◆ THE PROBLEM: List each line holding the string "components".

◆ ENTRIES PROVIDED:
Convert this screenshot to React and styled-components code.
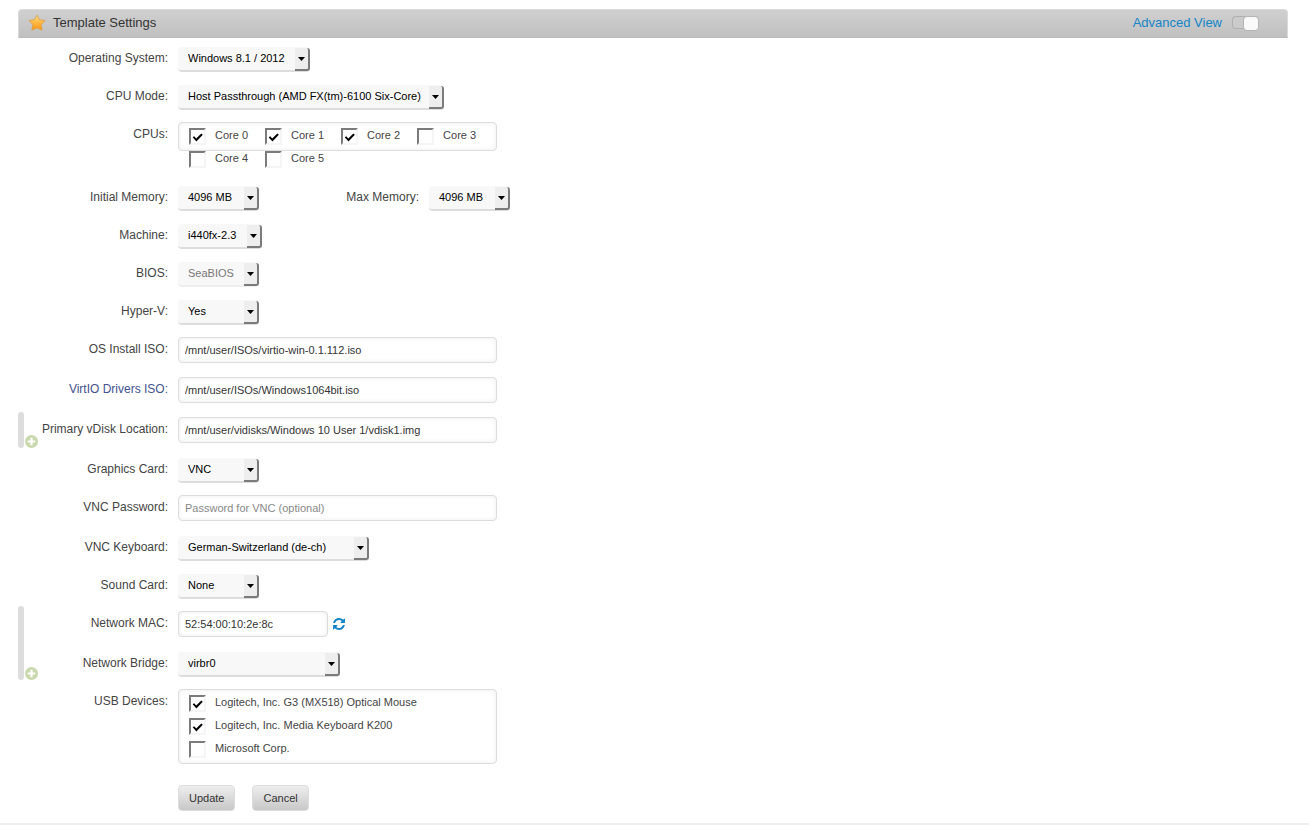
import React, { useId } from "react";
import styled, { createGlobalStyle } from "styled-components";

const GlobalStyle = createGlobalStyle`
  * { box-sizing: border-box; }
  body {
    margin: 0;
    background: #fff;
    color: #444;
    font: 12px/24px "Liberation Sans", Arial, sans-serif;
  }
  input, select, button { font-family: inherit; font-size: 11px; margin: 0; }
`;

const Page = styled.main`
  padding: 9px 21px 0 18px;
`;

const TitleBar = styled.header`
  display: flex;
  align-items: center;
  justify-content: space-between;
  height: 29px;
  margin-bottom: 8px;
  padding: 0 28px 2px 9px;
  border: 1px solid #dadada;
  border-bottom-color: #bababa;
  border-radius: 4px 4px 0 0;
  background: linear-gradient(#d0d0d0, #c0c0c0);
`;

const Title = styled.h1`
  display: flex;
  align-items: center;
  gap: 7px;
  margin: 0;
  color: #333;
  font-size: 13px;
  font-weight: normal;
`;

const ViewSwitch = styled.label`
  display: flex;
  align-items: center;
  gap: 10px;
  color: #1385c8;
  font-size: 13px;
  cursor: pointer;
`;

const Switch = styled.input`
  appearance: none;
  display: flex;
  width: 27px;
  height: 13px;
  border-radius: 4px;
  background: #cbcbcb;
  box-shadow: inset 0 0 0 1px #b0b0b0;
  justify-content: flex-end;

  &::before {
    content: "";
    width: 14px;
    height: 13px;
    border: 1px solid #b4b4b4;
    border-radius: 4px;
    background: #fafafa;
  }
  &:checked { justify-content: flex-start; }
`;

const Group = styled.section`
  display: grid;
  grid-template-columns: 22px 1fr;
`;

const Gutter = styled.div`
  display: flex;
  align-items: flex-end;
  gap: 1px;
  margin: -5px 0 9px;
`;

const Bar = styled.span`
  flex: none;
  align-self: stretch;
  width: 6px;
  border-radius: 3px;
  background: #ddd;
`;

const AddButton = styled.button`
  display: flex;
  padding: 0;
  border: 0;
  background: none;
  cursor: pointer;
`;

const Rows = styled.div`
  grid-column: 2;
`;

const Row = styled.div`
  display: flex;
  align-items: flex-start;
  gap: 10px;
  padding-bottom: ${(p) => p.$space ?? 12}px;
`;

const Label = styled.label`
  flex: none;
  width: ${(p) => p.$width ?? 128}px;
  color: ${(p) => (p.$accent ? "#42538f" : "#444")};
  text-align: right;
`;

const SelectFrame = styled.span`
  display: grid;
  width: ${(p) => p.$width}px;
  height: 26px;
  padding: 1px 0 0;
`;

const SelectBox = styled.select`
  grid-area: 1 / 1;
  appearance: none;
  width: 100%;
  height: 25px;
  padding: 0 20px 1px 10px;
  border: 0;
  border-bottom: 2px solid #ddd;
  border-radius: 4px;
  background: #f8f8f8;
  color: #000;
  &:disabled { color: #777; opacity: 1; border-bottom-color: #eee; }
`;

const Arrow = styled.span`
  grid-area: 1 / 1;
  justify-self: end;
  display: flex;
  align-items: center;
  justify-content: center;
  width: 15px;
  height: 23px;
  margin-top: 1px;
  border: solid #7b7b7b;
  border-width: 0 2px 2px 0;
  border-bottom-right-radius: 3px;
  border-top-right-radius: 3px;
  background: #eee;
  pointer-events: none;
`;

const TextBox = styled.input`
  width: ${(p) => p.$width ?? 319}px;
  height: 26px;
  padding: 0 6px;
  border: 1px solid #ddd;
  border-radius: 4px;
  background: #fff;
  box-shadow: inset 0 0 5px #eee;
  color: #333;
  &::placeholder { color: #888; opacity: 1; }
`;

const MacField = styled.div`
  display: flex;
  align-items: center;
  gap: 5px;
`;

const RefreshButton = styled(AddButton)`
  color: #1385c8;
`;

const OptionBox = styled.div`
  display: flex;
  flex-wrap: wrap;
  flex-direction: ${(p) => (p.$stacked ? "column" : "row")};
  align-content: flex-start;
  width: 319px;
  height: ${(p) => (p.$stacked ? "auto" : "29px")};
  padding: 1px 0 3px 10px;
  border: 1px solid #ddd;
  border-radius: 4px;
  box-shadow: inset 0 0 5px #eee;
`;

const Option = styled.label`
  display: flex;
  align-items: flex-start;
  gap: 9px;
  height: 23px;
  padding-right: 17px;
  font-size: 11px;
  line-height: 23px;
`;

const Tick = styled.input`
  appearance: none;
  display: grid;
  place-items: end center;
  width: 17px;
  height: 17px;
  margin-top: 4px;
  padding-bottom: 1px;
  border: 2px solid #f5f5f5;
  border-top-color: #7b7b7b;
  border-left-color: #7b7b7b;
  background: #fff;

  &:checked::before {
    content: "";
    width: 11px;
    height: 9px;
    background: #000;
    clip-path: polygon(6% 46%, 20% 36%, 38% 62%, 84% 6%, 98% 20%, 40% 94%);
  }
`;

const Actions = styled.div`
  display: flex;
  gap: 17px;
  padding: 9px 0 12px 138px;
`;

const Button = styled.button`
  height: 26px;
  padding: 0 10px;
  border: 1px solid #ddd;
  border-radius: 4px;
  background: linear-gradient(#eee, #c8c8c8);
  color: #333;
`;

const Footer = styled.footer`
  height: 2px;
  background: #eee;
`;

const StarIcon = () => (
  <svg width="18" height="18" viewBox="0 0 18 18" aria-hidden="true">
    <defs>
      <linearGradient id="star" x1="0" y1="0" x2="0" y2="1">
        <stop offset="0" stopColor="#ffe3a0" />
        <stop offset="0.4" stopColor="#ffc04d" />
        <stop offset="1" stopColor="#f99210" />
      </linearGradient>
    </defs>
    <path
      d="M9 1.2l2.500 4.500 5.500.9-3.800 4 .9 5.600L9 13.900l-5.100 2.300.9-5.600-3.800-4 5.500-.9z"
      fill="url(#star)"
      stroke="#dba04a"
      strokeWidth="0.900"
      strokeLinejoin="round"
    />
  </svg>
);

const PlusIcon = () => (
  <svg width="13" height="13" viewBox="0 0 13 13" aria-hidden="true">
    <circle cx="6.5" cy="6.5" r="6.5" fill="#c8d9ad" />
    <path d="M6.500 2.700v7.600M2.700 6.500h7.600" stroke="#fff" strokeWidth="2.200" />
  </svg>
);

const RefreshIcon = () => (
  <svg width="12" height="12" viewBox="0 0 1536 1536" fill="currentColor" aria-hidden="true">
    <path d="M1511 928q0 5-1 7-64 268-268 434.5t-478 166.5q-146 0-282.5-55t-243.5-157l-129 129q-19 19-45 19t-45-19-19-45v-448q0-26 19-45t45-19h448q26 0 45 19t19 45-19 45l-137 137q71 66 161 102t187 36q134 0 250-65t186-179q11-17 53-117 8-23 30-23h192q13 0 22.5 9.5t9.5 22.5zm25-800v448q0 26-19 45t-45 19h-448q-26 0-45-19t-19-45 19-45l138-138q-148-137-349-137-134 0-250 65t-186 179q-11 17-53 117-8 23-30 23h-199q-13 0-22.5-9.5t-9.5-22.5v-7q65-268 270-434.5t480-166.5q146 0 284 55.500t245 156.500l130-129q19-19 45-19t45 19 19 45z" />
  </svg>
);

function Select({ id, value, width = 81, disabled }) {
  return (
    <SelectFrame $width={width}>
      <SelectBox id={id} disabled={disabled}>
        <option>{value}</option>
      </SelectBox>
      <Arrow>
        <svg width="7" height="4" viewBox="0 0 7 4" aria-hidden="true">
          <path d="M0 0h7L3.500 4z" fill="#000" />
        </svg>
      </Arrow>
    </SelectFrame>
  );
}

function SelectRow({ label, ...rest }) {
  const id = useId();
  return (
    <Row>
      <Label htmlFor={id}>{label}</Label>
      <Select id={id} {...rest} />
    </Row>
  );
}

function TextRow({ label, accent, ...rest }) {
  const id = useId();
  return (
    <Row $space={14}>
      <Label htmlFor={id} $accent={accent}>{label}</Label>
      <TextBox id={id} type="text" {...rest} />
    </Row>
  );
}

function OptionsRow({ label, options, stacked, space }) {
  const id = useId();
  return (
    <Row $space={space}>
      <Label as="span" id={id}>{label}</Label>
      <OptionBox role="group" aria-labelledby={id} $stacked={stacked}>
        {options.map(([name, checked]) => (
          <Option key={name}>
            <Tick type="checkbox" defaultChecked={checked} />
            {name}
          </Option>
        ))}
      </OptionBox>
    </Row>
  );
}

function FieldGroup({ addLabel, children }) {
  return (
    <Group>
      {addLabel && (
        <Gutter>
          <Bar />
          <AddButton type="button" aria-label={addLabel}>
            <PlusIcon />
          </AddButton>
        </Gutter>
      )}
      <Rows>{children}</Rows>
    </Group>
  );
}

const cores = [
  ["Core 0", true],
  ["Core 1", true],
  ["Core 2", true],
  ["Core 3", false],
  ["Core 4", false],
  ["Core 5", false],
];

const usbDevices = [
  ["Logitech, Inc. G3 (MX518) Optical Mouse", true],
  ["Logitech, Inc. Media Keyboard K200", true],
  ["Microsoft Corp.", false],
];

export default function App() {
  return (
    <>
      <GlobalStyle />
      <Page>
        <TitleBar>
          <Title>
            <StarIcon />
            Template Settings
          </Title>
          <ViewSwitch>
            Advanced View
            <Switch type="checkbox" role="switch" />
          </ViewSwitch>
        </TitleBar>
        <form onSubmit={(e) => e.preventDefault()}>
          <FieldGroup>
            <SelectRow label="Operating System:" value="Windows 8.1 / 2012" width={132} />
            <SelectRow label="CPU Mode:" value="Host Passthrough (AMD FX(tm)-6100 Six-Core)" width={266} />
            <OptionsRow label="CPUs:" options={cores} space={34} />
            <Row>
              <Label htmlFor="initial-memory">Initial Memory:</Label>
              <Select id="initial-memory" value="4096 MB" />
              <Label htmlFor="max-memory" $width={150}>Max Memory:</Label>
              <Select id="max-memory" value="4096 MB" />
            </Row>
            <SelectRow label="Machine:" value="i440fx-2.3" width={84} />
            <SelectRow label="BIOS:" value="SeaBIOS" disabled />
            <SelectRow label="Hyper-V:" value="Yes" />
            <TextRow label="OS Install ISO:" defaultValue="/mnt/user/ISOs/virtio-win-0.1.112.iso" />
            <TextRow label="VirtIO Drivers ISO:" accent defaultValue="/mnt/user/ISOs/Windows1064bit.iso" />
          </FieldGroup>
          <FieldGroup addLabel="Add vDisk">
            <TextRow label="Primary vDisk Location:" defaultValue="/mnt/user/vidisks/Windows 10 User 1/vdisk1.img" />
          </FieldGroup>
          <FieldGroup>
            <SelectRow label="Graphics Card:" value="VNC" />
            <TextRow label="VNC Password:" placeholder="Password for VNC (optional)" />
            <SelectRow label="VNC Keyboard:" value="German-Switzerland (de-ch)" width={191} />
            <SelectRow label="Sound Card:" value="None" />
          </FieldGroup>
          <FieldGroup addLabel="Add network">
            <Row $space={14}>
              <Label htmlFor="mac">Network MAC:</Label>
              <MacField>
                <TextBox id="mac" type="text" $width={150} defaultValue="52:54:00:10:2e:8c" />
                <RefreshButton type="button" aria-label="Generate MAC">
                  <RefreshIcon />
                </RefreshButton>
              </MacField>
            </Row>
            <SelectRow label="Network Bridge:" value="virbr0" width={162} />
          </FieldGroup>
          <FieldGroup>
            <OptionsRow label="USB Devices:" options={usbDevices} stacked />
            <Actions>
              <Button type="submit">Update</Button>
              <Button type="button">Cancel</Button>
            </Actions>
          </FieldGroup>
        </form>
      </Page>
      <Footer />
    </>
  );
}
--
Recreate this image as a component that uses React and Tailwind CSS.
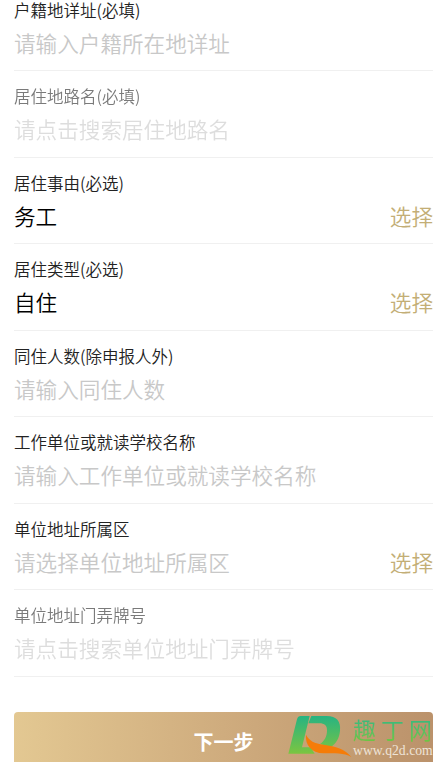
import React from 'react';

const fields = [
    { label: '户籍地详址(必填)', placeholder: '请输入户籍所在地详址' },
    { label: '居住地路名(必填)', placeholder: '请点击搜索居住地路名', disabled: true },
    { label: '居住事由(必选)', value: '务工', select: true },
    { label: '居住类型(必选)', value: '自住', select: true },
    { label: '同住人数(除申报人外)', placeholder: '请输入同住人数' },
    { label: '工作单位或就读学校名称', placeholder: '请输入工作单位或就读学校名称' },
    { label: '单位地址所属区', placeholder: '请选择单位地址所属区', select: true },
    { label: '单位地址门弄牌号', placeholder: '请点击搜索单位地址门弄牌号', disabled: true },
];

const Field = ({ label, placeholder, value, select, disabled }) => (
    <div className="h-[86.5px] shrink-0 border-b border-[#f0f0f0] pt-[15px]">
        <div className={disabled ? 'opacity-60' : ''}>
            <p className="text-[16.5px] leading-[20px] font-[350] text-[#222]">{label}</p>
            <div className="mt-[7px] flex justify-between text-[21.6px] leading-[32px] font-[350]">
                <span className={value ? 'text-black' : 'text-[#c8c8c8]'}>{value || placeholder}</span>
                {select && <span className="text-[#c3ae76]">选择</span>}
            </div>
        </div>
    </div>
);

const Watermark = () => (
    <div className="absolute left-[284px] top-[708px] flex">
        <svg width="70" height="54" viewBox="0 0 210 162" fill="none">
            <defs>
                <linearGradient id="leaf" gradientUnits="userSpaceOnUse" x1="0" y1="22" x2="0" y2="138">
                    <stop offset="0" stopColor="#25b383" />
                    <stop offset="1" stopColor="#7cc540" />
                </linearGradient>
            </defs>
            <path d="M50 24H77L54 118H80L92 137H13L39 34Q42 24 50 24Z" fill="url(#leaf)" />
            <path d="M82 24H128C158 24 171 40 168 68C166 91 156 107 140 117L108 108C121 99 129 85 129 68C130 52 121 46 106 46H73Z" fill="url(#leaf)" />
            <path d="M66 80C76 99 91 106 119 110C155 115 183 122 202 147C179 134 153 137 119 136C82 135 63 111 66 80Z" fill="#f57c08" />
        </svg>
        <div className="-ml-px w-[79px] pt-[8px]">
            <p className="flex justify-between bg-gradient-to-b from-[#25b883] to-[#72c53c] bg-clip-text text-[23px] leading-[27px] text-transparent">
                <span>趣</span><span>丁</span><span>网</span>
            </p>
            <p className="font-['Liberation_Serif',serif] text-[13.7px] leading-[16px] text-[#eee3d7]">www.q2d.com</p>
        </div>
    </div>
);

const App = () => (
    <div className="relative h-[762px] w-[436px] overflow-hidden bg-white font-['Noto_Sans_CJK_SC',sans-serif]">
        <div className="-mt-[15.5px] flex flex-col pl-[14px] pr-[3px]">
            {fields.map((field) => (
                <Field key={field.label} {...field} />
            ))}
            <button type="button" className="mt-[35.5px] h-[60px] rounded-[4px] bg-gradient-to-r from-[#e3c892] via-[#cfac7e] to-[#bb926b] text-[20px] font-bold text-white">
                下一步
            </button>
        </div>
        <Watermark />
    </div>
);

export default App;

◆ RESPONSE:
Convert this screenshot to React and styled-components code.
import styled, { createGlobalStyle } from "styled-components";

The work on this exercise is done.